The Afghan Taliban who have mounted a 17 year war against U.S.-Afghan forces are in Moscow for peace talks that will be a landmark for the group and their Russian hosts.
Russian foreign minister, Sergei Lavrov, said of the impending meet that he hoped for productive negotiations at the talks, which will bring together a dozen groups including representatives of the Afghan government, regional heavyweights China, Iran and Pakistan, starting September 4.
Moscow has taken an increasingly active role in efforts to persuade the Taliban to enter into a political settlement with the U.S.-backed Afghan government, against which it has mounted a lengthy insurgency.
In July, Afghan President Ashraf Ghani offered a month long ceasefire with the Taliban, as officials in Kabul and Washington push for an end to the war which has stretched on since the U.S. toppling of the Taliban government in 2001.
The U.S. government did not participate in a similar meeting hosted by the Russian government in April 2017 but the increasing momentum of the Taliban attacks as well as the continuing stalemate seems to have prodded Washington to change its stance.
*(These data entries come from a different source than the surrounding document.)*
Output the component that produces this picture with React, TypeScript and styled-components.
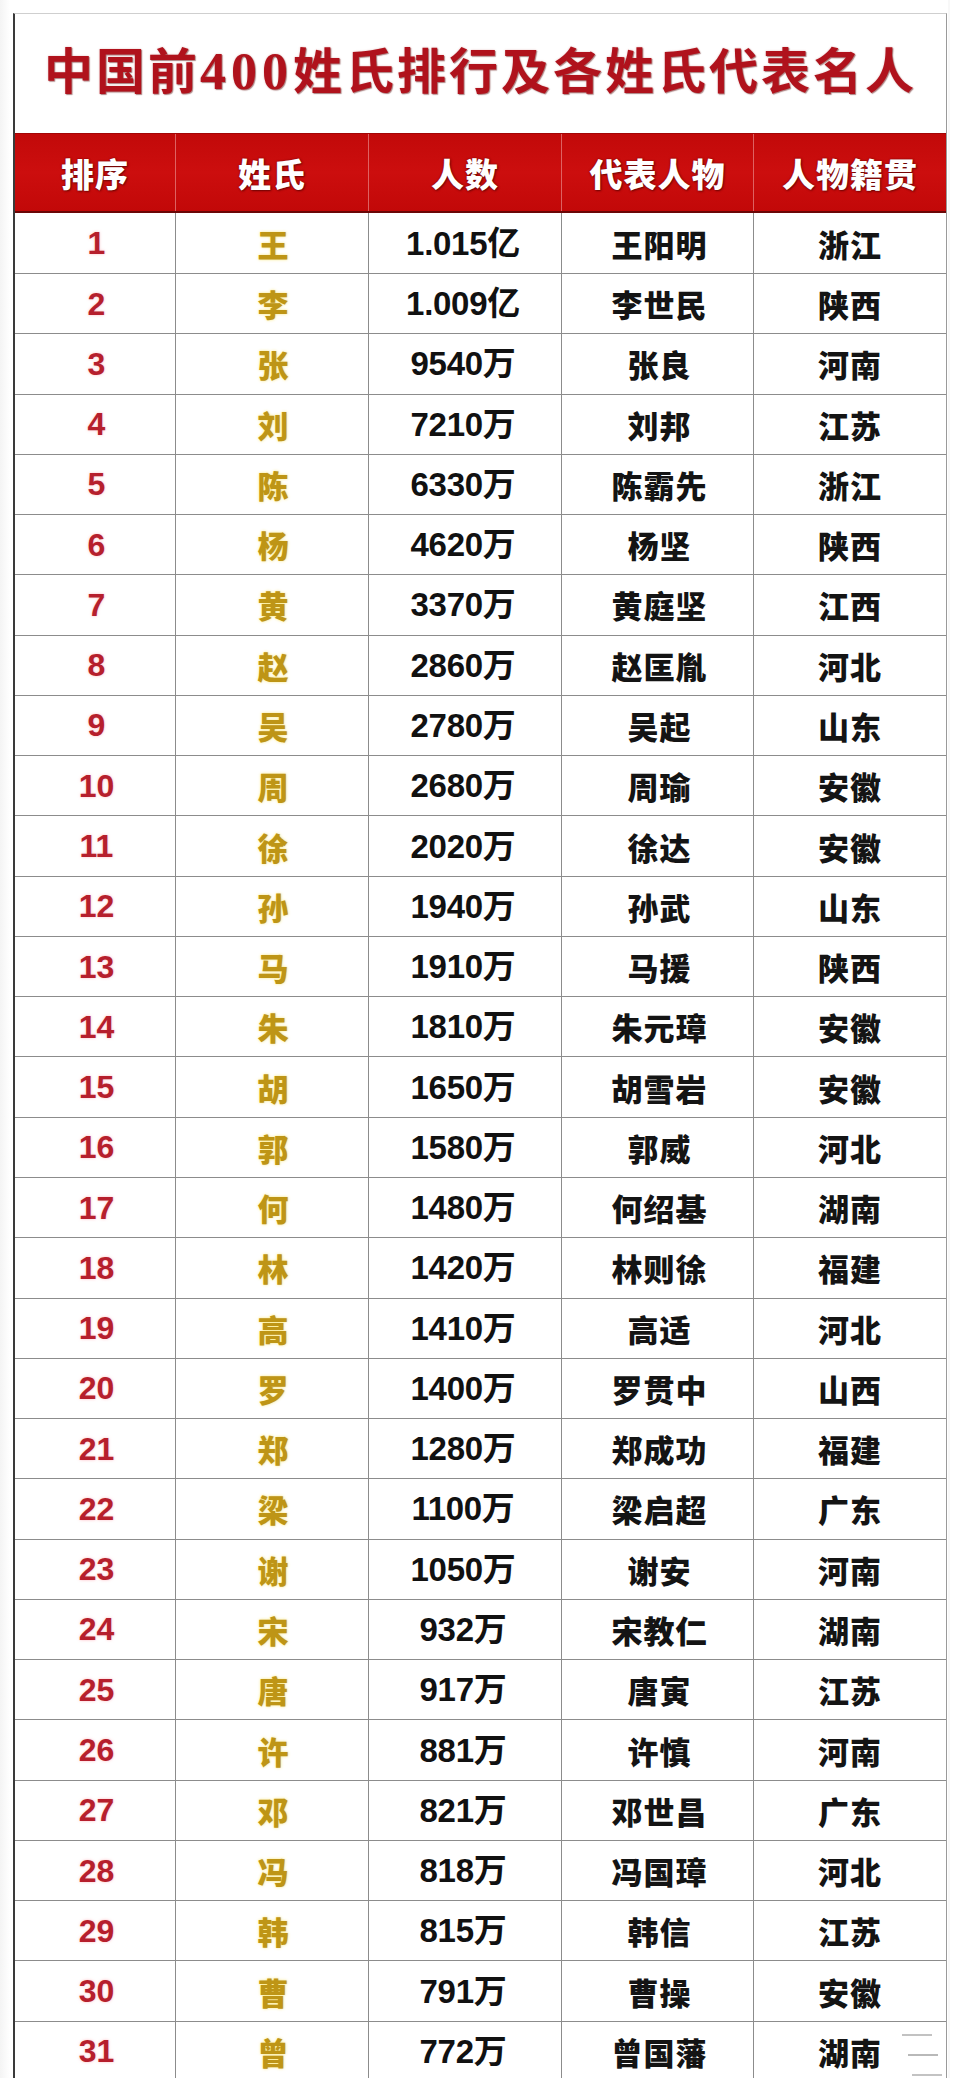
import React from "react";
import styled, { createGlobalStyle } from "styled-components";

const GlobalStyle = createGlobalStyle`
  html, body {
    margin: 0;
    padding: 0;
    background: #ffffff;
  }
  body {
    font-family: "Noto Sans CJK SC", "Noto Sans", sans-serif;
    -webkit-font-smoothing: antialiased;
  }
`;

const Page = styled.div`
  padding: 13px 13px 0 13px;
  background: linear-gradient(90deg, #f4f4f4 0, #ffffff 10px, #ffffff calc(100% - 12px), #f1f1f1 calc(100% - 11px), #ffffff calc(100% - 10px));
  min-height: 2078px;
  box-sizing: border-box;
`;

const Frame = styled.div`
  position: relative;
  width: 934px;
  box-sizing: border-box;
  border-top: 1px solid #cfcfcf;
  border-left: 2px solid #3a3a3a;
  border-right: 1.5px solid #9a9a9a;
  background: #ffffff;
`;

const TitleBox = styled.div`
  height: 119px;
  display: flex;
  align-items: center;
  justify-content: center;
  padding-bottom: 6px;
  box-sizing: border-box;
`;

const Title = styled.h1`
  margin: 0;
  font-family: "Noto Sans CJK SC", sans-serif;
  font-weight: 700;
  font-size: 49px;
  line-height: 1;
  letter-spacing: 3px;
  color: #b0121c;
  text-shadow: 1px 1px 1px rgba(80, 0, 0, 0.45), 0 0 2px rgba(160, 20, 20, 0.3);
  white-space: nowrap;
`;

const TitleDigits = styled.span`
  font-family: "Liberation Serif", serif;
  font-weight: 700;
  font-size: 52px;
  letter-spacing: 5px;
`;

const Grid = styled.div`
  display: grid;
  grid-template-columns: 161px 193px 193px 192px 1fr;
`;

const HeaderRow = styled(Grid)`
  height: 80px;
  background: linear-gradient(180deg, #c20909 0%, #cc0e0e 50%, #c20808 100%);
  border-top: 1px solid #a30606;
  border-bottom: 2px solid #6a0707;
  box-sizing: border-box;
`;

const HeaderCell = styled.div<{ $last?: boolean }>`
  display: flex;
  align-items: center;
  justify-content: center;
  border-right: ${(p) => (p.$last ? "none" : "1.5px solid rgba(240, 170, 170, 0.55)")};
  color: #ffffff;
  font-family: "Noto Sans CJK SC", sans-serif;
  font-weight: 900;
  font-size: 33px;
  letter-spacing: 1px;
  line-height: 1;
  padding-top: 2px;
  text-shadow: 0 0 2px rgba(90, 0, 0, 0.8), 1px 1px 2px rgba(40, 0, 0, 0.5);
`;

const Row = styled(Grid)<{ $first?: boolean }>`
  height: ${(p) => (p.$first ? "61px" : "60.27px")};
  border-bottom: 1.5px solid #8c8c8c;
  box-sizing: border-box;
`;

const Cell = styled.div<{ $last?: boolean }>`
  position: relative;
  display: flex;
  align-items: center;
  justify-content: center;
  border-right: ${(p) => (p.$last ? "none" : "1.5px solid #8c8c8c")};
  line-height: 1;
  white-space: nowrap;
`;

const Rank = styled(Cell)`
  font-family: "Liberation Sans", Arial, sans-serif;
  font-weight: 700;
  font-size: 32px;
  color: #b61f2d;
  text-shadow: 0 0 3px rgba(255, 160, 170, 0.7);
  padding-left: 3px;
`;

const Surname = styled(Cell)`
  font-family: "Noto Sans CJK SC", sans-serif;
  font-weight: 900;
  font-size: 31px;
  color: #be9516;
  text-shadow: 0 0 3px rgba(248, 228, 110, 0.9);
  padding-left: 2px;
`;

const Count = styled(Cell)`
  font-family: "Liberation Sans", "Noto Sans CJK SC", sans-serif;
  font-weight: 700;
  font-size: 33px;
  color: #111111;
  letter-spacing: -0.3px;
  padding-right: 4px;
`;

const Person = styled(Cell)`
  font-family: "Noto Sans CJK SC", sans-serif;
  font-weight: 900;
  font-size: 31px;
  letter-spacing: 1px;
  color: #141414;
  padding-left: 4px;
`;

const Place = styled(Cell)`
  font-family: "Noto Sans CJK SC", sans-serif;
  font-weight: 900;
  font-size: 31px;
  letter-spacing: 1px;
  color: #141414;
`;

const Watermark = styled.svg`
  position: absolute;
  right: -12px;
  bottom: -8px;
  width: 60px;
  height: 64px;
  pointer-events: none;
`;

type Entry = [string, string, string, string];

const data: Entry[] = [
  ["王", "1.015亿", "王阳明", "浙江"],
  ["李", "1.009亿", "李世民", "陕西"],
  ["张", "9540万", "张良", "河南"],
  ["刘", "7210万", "刘邦", "江苏"],
  ["陈", "6330万", "陈霸先", "浙江"],
  ["杨", "4620万", "杨坚", "陕西"],
  ["黄", "3370万", "黄庭坚", "江西"],
  ["赵", "2860万", "赵匡胤", "河北"],
  ["吴", "2780万", "吴起", "山东"],
  ["周", "2680万", "周瑜", "安徽"],
  ["徐", "2020万", "徐达", "安徽"],
  ["孙", "1940万", "孙武", "山东"],
  ["马", "1910万", "马援", "陕西"],
  ["朱", "1810万", "朱元璋", "安徽"],
  ["胡", "1650万", "胡雪岩", "安徽"],
  ["郭", "1580万", "郭威", "河北"],
  ["何", "1480万", "何绍基", "湖南"],
  ["林", "1420万", "林则徐", "福建"],
  ["高", "1410万", "高适", "河北"],
  ["罗", "1400万", "罗贯中", "山西"],
  ["郑", "1280万", "郑成功", "福建"],
  ["梁", "1100万", "梁启超", "广东"],
  ["谢", "1050万", "谢安", "河南"],
  ["宋", "932万", "宋教仁", "湖南"],
  ["唐", "917万", "唐寅", "江苏"],
  ["许", "881万", "许慎", "河南"],
  ["邓", "821万", "邓世昌", "广东"],
  ["冯", "818万", "冯国璋", "河北"],
  ["韩", "815万", "韩信", "江苏"],
  ["曹", "791万", "曹操", "安徽"],
  ["曾", "772万", "曾国藩", "湖南"],
];

const headers = ["排序", "姓氏", "人数", "代表人物", "人物籍贯"];

export default function App() {
  return (
    <>
      <GlobalStyle />
      <Page>
        <Frame>
          <TitleBox>
            <Title>
              中国前<TitleDigits>400</TitleDigits>姓氏排行及各姓氏代表名人
            </Title>
          </TitleBox>
          <HeaderRow>
            {headers.map((h, i) => (
              <HeaderCell key={h} $last={i === headers.length - 1}>
                {h}
              </HeaderCell>
            ))}
          </HeaderRow>
          {data.map(([surname, count, person, place], i) => (
            <Row key={surname} $first={i === 0}>
              <Rank>{i + 1}</Rank>
              <Surname>{surname}</Surname>
              <Count>{count}</Count>
              <Person>{person}</Person>
              <Place $last>
                {place}
                {i === data.length - 1 && (
                  <Watermark viewBox="0 0 60 64">
                    <path d="M4 10 H34" stroke="#9a9a9a" strokeWidth="1.2" fill="none" />
                    <path d="M10 30 H40" stroke="#8a8a8a" strokeWidth="1.2" fill="none" />
                    <path d="M14 50 H44" stroke="#9a9a9a" strokeWidth="1.2" fill="none" />
                  </Watermark>
                )}
              </Place>
            </Row>
          ))}
        </Frame>
      </Page>
    </>
  );
}
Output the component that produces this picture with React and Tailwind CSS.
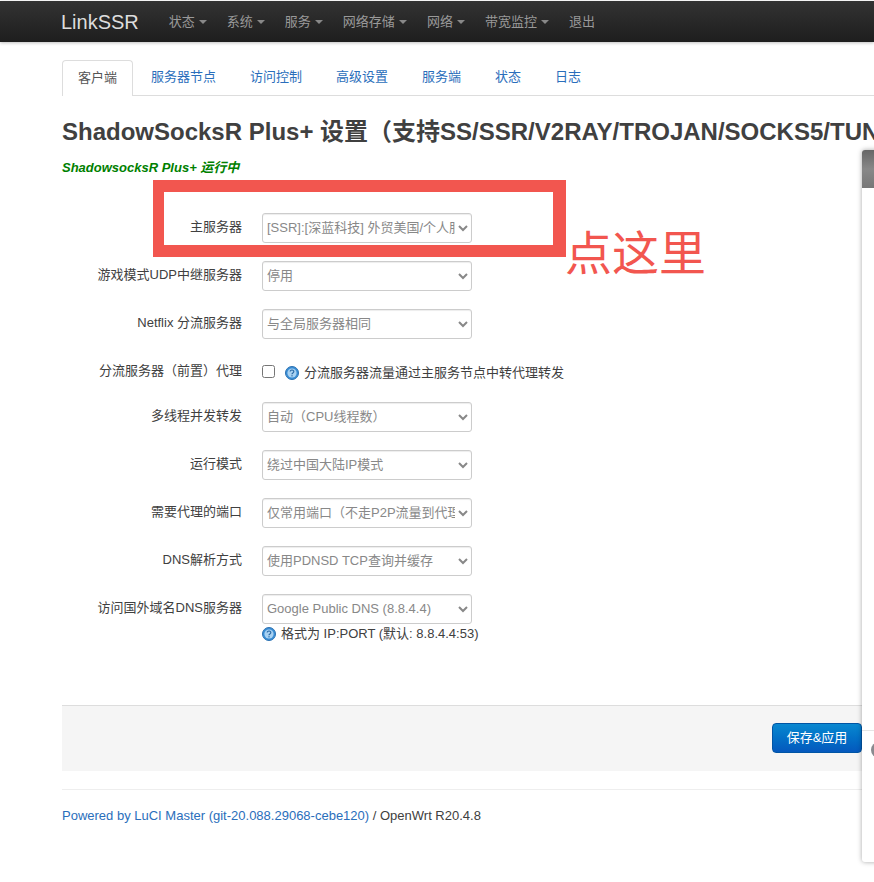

In July, Senior State Department officials held face-to-face talks with the Taliban in Qatar without representatives of the Afghan government present. U.S. Secretary of State Mike Pompeo also seemed to back Afghan President Ashraf Ghani's stance towards the Taliban. He said, "We remain ready to support, facilitate, and participate in direct negotiations between the Afghan government and the Taliban. There are no obstacles to talks. It is time for peace."
The Taliban grew out of the U.S. and Saudi-backed Mujahideen movement which fought a long and bloody guerrilla war against the Soviet Union after it invaded Afghanistan in 1979. Despite the fact that Russia does not share a border with Afghanistan, Moscow has in recent months stepped up contact with the Taliban. The Russian president, Vladimir Putin, supported the U.S.-led invasion of Afghanistan, but recently American officials have accused Moscow of backing and arming the Taliban.
"We never concealed that we maintain contacts with the Taliban -- it is part of Afghan society," Sergei Lavrov said. "We support these contacts, primarily in the interests of ensuring the safety of Russian citizens in Afghanistan, Russian institutions, but also to encourage the Taliban to abandon the armed struggle and enter into a nationwide dialogue with the government."
The Taliban is being brought to the table as the armed group today poses a threat to close to 50% of the Afghan government’s control in the country. According to a report by the Special Inspector General for Afghanistan Reconstruction (SIGAR), as of January 31, 2018, 229 districts were under Afghan government control which is about 56.3 percent of total Afghan districts. There were 59 districts, approximately 14.5 percent completely under rebel control. The remaining 119 districts about 29.2 percent are hotly contested – not controlled by the Afghan government and continuously attacked by the Taliban.
The continued creep of Taliban influence in Afghanistan comes at the end of months of violence and bloodshed across the country. Talks with the Taliban have become imperative as 17 years of war has not been able to eliminate the armed group from the mountain ranges of Afghanistan.